The Fourth Division was established in 1958 out of the bottom clubs of the two groups of the Third Division. The bottom four of the Fourth Division had to face re-election on an annual basis.

In this era, 32 clubs had to face the re-election process in 28 seasons. Of those, five failed to gain re-election: Gateshead (1960), Bradford (Park Avenue) (1970), Barrow (1972), Workington (1977) and Southport (1978). Elected in their stead were Peterborough United, Cambridge United, Hereford United, Wimbledon and Wigan Athletic. Geographically, all newly elected clubs were located further south than the club they replaced, a shift away from northern England to the south.

Of those, Gateshead was the first to lose its league place, after only two seasons in the Fourth Division. The club had joined the Football League in 1930 and fought a successful re-election campaign in 1937. The club was convinced it would be re-elected, especially with Southport making their third consecutive re-election bid. However, on 28 May 1960, Gateshead only achieved 18 votes, with Southport the next lowest at 29. Gateshead lost their league place to Peterborough United, who were making their 21st attempt to gain entry to the Football League.

Gateshead was followed ten years later by former First Division side Bradford Park Avenue. The club had been a league member since 1908 and had faced re-election five times before, being successful in 1956, 1958, 1967, 1968 and 1969. Faced with the process for the fourth year running in 1970, the club received only 17 votes and dropped out of the league while Cambridge United was voted in with 31. Unsuccessful, Wigan Athletic even achieved a higher vote then Bradford Park Avenue, reaching 18.

Two seasons later, Barrow was replaced by Hereford United Barrow would not regain their Football League status until 2020.

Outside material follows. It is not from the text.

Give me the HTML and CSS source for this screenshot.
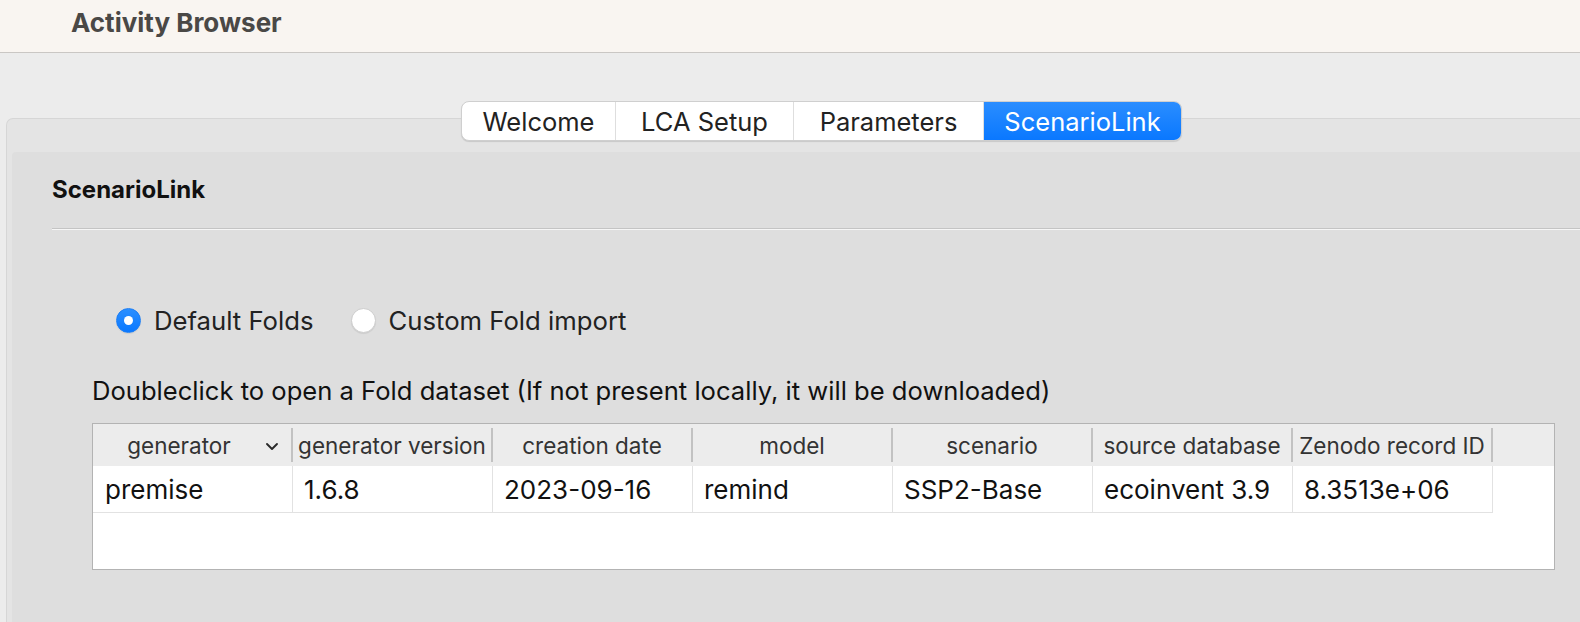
FILE: index.html
```html
<!DOCTYPE html>
<html>
<head>
<meta charset="utf-8">
<title>Activity Browser</title>
<link rel="stylesheet" href="styles.css">
</head>
<body>
<div class="titlebar"><span class="app-title">Activity Browser</span></div>
<div class="workspace">
  <div class="tabbar">
    <div class="tab">Welcome</div>
    <div class="tab">LCA Setup</div>
    <div class="tab">Parameters</div>
    <div class="tab active">ScenarioLink</div>
  </div>
  <div class="pane">
    <div class="panel">
      <div class="panel-head">ScenarioLink</div>
      <div class="separator"></div>
      <div class="content">
        <div class="radios">
          <label class="radio"><span class="dot checked"></span><span>Default Folds</span></label>
          <label class="radio"><span class="dot"></span><span>Custom Fold import</span></label>
        </div>
        <div class="hint">Doubleclick to open a Fold dataset (If not present locally, it will be downloaded)</div>
        <div class="table">
          <div class="thead">
            <div class="th sorted"><span class="th-label">generator</span><svg class="chev" width="14" height="9" viewBox="0 0 14 9"><polyline points="2,2 7,7 12,2" fill="none" stroke="#2a2a2a" stroke-width="1.9" stroke-linecap="round" stroke-linejoin="round"/></svg></div>
            <div class="th">generator version</div>
            <div class="th">creation date</div>
            <div class="th">model</div>
            <div class="th">scenario</div>
            <div class="th">source database</div>
            <div class="th">Zenodo record ID</div>
          </div>
          <div class="tr">
            <div class="td">premise</div>
            <div class="td">1.6.8</div>
            <div class="td">2023-09-16</div>
            <div class="td">remind</div>
            <div class="td">SSP2-Base</div>
            <div class="td">ecoinvent 3.9</div>
            <div class="td">8.3513e+06</div>
          </div>
        </div>
      </div>
    </div>
  </div>
</div>
</body>
</html>
```
FILE: styles.css
```css
* { box-sizing: border-box; }
html, body { margin: 0; padding: 0; }
body {
  width: 1580px;
  height: 622px;
  overflow: hidden;
  background: #ececec;
  font-family: Inter, "Noto Sans", "Liberation Sans", sans-serif;
  color: #1a1a1a;
}
.titlebar {
  height: 53px;
  background: #f9f5f1;
  border-bottom: 1px solid #cac7c4;
  display: flex;
  align-items: center;
  padding-left: 71px;
  padding-bottom: 7px;
}
.app-title {
  font-weight: 700;
  font-size: 26px;
  color: #4a4846;
}
.workspace {
  padding-top: 48px;
  padding-left: 6px;
}
.tabbar {
  position: relative;
  z-index: 2;
  display: flex;
  width: 721px;
  height: 40px;
  margin-left: 455px;
  background: #fff;
  border: 1px solid #cfcfcf;
  border-radius: 8px;
  box-shadow: 0 1px 1px rgba(0,0,0,0.12);
  overflow: hidden;
}
.tab {
  display: flex;
  align-items: center;
  justify-content: center;
  font-size: 25.5px;
  color: #222;
  border-right: 1px solid #dedede;
}
.tab:nth-child(1) { width: 154px; }
.tab:nth-child(2) { width: 178px; }
.tab:nth-child(3) { width: 190px; }
.tab.active {
  flex: 1;
  border-right: none;
  color: #fff;
  background: linear-gradient(#2a8dff, #0a78ff);
}
.pane {
  margin-top: -23px;
  height: 520px;
  background: #e4e4e4;
  border: 1px solid #d6d6d6;
  border-right: none;
  border-radius: 7px 0 0 0;
  padding: 33px 0 0 5px;
}
.panel {
  height: 100%;
  background: #dedede;
  border-radius: 4px 0 0 0;
}
.panel-head {
  height: 76px;
  padding-left: 40px;
  padding-bottom: 2px;
  display: flex;
  align-items: center;
  font-size: 24px;
  font-weight: 700;
  color: #111;
}
.separator {
  margin-left: 40px;
  height: 2px;
  border-top: 1px solid #c4c4c4;
  background: #f6f6f6;
}
.content {
  padding-left: 80px;
}
.radios {
  display: flex;
  align-items: center;
  gap: 37px;
  margin-top: 78px;
  margin-left: 24px;
  height: 24px;
}
.radio {
  display: flex;
  align-items: center;
  gap: 13px;
  font-size: 25.7px;
  color: #222;
}
.dot {
  width: 25px;
  height: 25px;
  border-radius: 50%;
  background: #fff;
  border: 1px solid #cdcdcd;
  box-shadow: 0 1px 1px rgba(0,0,0,0.08);
  display: flex;
  align-items: center;
  justify-content: center;
}
.dot.checked {
  background: linear-gradient(#2b8fff, #0a78ff);
  border-color: #1a7df5;
}
.dot.checked::after {
  content: "";
  width: 9px;
  height: 9px;
  border-radius: 50%;
  background: #fff;
}
.hint {
  margin-top: 44px;
  height: 30px;
  line-height: 30px;
  font-size: 25.6px;
  color: #111;
}
.table {
  margin-top: 17px;
  width: 1463px;
  height: 147px;
  background: #fff;
  border: 1px solid #b3b3b3;
}
.thead {
  display: flex;
  height: 42px;
  background: #ececec;
  align-items: center;
}
.th {
  width: 200px;
  height: 34px;
  display: flex;
  align-items: center;
  justify-content: center;
  font-size: 22.5px;
  color: #333;
  border-right: 2px solid #c2c2c2;
}
.th.sorted {
  justify-content: flex-start;
}
.th-label {
  width: 172px;
  text-align: center;
}
.chev { margin-top: 2px; }
.tr {
  display: flex;
  height: 47px;
}
.td {
  width: 200px;
  display: flex;
  align-items: center;
  padding-left: 11px;
  font-size: 26px;
  color: #111;
  border-right: 1px solid #e2e2e2;
  border-bottom: 1px solid #e2e2e2;
}
.td:first-child { padding-left: 12px; }
```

A five-year break followed before Workington was voted out of the league in 1977. The club had only joined the league in 1951, being voted in at the expense of New Brighton which they beat by ten votes. Workington faced two successful re-election campaigns in its first two seasons in the league but then did not have to apply again from 1953 to 1974. After three more successful campaigns in 1974, 1975 and 1976 the club's league membership came to an end on 17 June 1977 when Wimbledon received 27 votes and Workington only 21, finishing fifth in the tally.

The last club to lose their Football League status through a vote was Southport, who were replaced by Wigan Athletic in 1978. Southport was tied with Wigan on 26 votes and a second round between the two was necessary which Wigan carried by nine votes.

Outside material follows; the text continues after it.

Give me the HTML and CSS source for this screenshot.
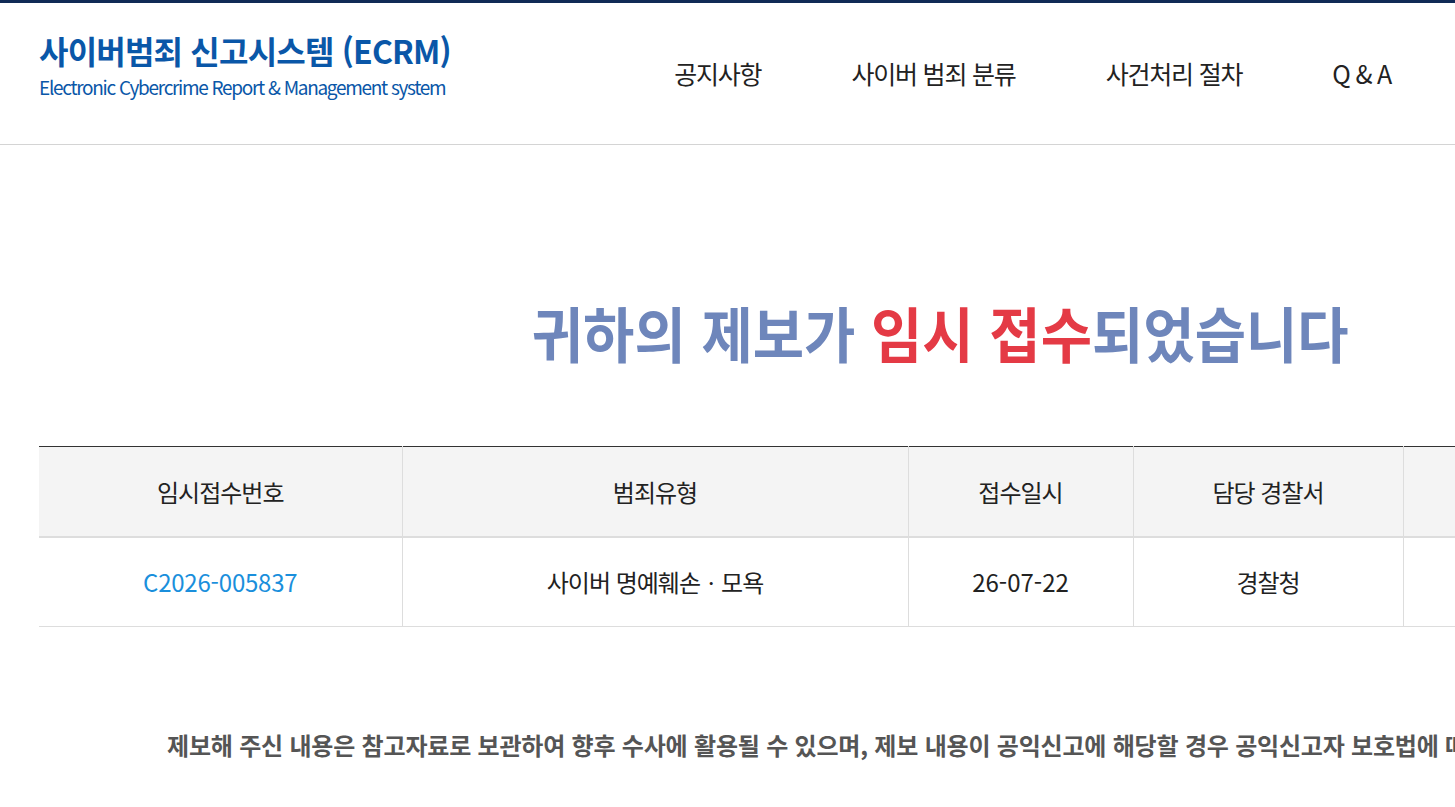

No club was voted out in the following eight seasons until 1986, after which the system was abandoned in favour of direct promotion between the Football League and the Football Conference. On 23 May 1986, the last time a re-election vote was held, Exeter City, Cambridge United, Preston North End and Torquay United had their league places confirmed while Enfield was denied a place in the league.

The closest any team lost their place in the Football League after Southport was voted out in 1978 up until the introduction of direct promotion for the Football League in 1986, was in 1980 when Altrincham lost out by a single vote to Rochdale.

The following clubs had to face the re-election process during the Fourth Division era:

| Club | No | Voted out | Notes |
|---|---|---|---|
| Hartlepool United | 11 | — | Known as Hartlepools United until 1968, and then Hartlepool F.C. until 1977 |
| Crewe Alexandra | 7 | — |  |
| Barrow | 6 | 1972 | Lost league place to Hereford United. Promoted back into the Football League in 2020. |
| Halifax Town | 6 | — |  |
| Rochdale | 6 | — |  |
| Southport | 6 | 1978 | Lost league place to Wigan Athletic |
| York City | 6 | — |  |
| Chester City | 5 | — | Known as Chester until 1983 |
| Darlington | 5 | — |  |
| Lincoln City | 5 | — |  |
| Stockport County | 5 | — |  |
| Workington | 5 | 1977 | Lost league place to Wimbledon |
| Bradford (Park Avenue) | 4 | 1970 | Lost league place to Cambridge United |
| Newport County | 4 | — |  |
| Northampton Town | 4 | — |  |
| Doncaster Rovers | 3 | — |  |
| Hereford United | 3 | — |  |
| Bradford City | 2 | — |  |
| Exeter City | 2 | — |  |
| Oldham Athletic | 2 | — |  |
| Scunthorpe United | 2 | — |  |
| Torquay United | 2 | — |  |
| Aldershot | 1 | — |  |
| Blackpool | 1 | — |  |
| Cambridge United | 1 | — |  |
| Colchester United | 1 | — |  |
| Gateshead | 1 | 1960 | Lost league place to Peterborough United |
| Grimsby Town | 1 | — |  |
| Preston North End | 1 | — |  |
| Swansea City | 1 | — |  |
| Tranmere Rovers | 1 | — |  |
| Wrexham | 1 | — |  |

- While not voted out, in 1962 Accrington Stanley resigned from the league and in its place Oxford United was elected. In 1968 Port Vale was forced to face the re-election process after having been expelled that season.

Between 1958 and 1986, many of the clubs who finished in the bottom four of the Fourth Division were the same ones who had been in the bottom two of the regionalised Third Division. However, several clubs more familiar with the higher reaches of English football were also faced with the re-election process.

Bradford Park Avenue, who had played in the First Division during the 1914-15 season and for two seasons after the resumption of league football following World War I, were voted out of the Football League in 1970 and replaced by Cambridge United.

Oldham Athletic, who spent nine seasons in the First Division leading up to 1923 and had been league runners-up in 1915, had to apply for re-election at the end of the first two campaigns of the new Fourth Division.

Two clubs who had been successful more recently were also faced with having to apply for re-election during the final years of the system. Blackpool, FA Cup winners in 1953 and First Division members as recently as 1971, had to apply for re-election in 1983, as did Preston North End, who had won the first two Football League titles in 1889 and 1890, as well as winning the FA Cup as late as 1938 and playing in the First Division as late as 1961.

Hartlepool United had to apply for re-election 11 times in 28 seasons after finishing in the bottom four of the Fourth Division, but were successful every time.